I can depress myself quite well at times, even without the aid of alcohol. (Could that be considered a talent? A skill? A neurosis? Or, was it simply plain old stupidity?) Whatever, the bottle of bubbly would remain in the fridge, cork in tact.
My lack of enthusiasm for 2007’s arrival – and my pondering about it – brought on an all too familiar melancholy. The holidays can do that.
I stepped out on the balcony and watched the passersby scurrying to and fro. Some seemed in quite a hurry, others less so, and a few moved down the street so slowly that I couldn’t help but think they would arrive at their destination reluctantly, perhaps even regrettably.
The ring of the phone called me back inside. It was my daughter. I smiled as I usually did when she called. She has that effect on me.
“Just called to say Happy New Year. Figured the phone lines might be jammed up at midnight.” She tends to think ahead.
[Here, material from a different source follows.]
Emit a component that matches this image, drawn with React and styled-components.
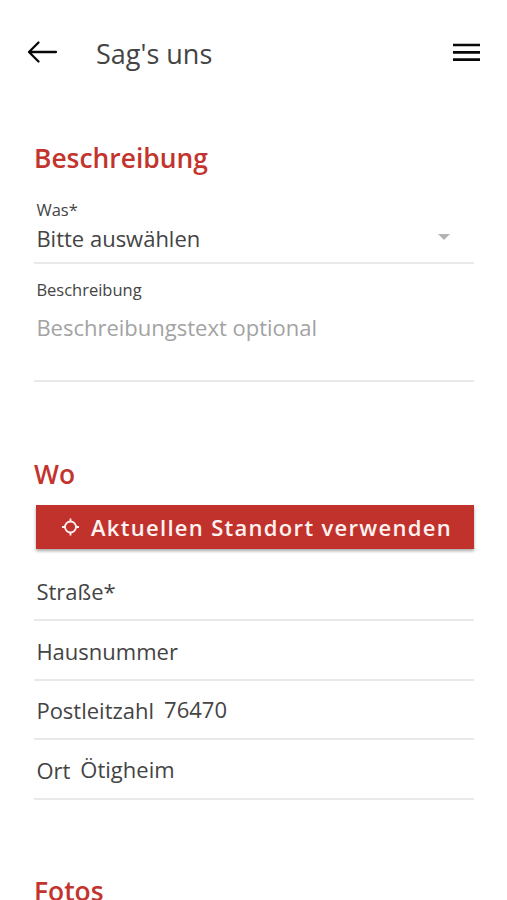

“Happy New Year to you too.”
“Ok. Gotta run. Talk to you tomorrow. Love you.”
“Ok. Bye. Love you too.”
2007 suddenly seemed more promising. Hmm. I never thought of myself as one prone to mood swings, but…
The phone rang again. It was my friend.
“I know. I’m so late. Sorry but… What a day!” She sounded a bit out of breath. “I should be there in about thirty minutes.”
“Be careful.”
I sat on the sofa and smiled. Ready or not, 2007 was coming. There was no stopping it. And with it was coming twelve months of uncertainty. Good, maybe bad; great, possibly horrendous. Still, it was coming, steadily advancing, unavoidable.
Perhaps, just perhaps, I’m growing too old to appreciate fresh starts, new beginnings. Perhaps uncertainty was becoming more frightening and less exciting than it was when I was younger. There’s something to be said about predictability. It provides a certain sense of safety in what is certainly an increasingly unsafe world. I’m a Barney Rubble in a George Jetson world. It’s a fact. I admit it. Actually, I proclaim it, and proudly. The world needs its fossils, it really does, and I stand willing, able, and ready to serve in that capacity.
Skeptical, not naive; experienced not just ambitious; proven rather than promising. These are good things, no?
The clock struck twelve and the new year began (officially) in much the same way 2006 had just twelve months earlier.
“Well, Happy New Year.” I said to my friend.
“Right back at you.” she replied, yawning.
Could there be two more boring people in the City? Doubtful.
“Ready for bed?” she asked, yawning yet again.
I smiled.
“Good, ‘cause I’m beat.”
I frowned.
Can you ‘Bah-Humbug’ the New Year or is that exclusively a Christmas thing?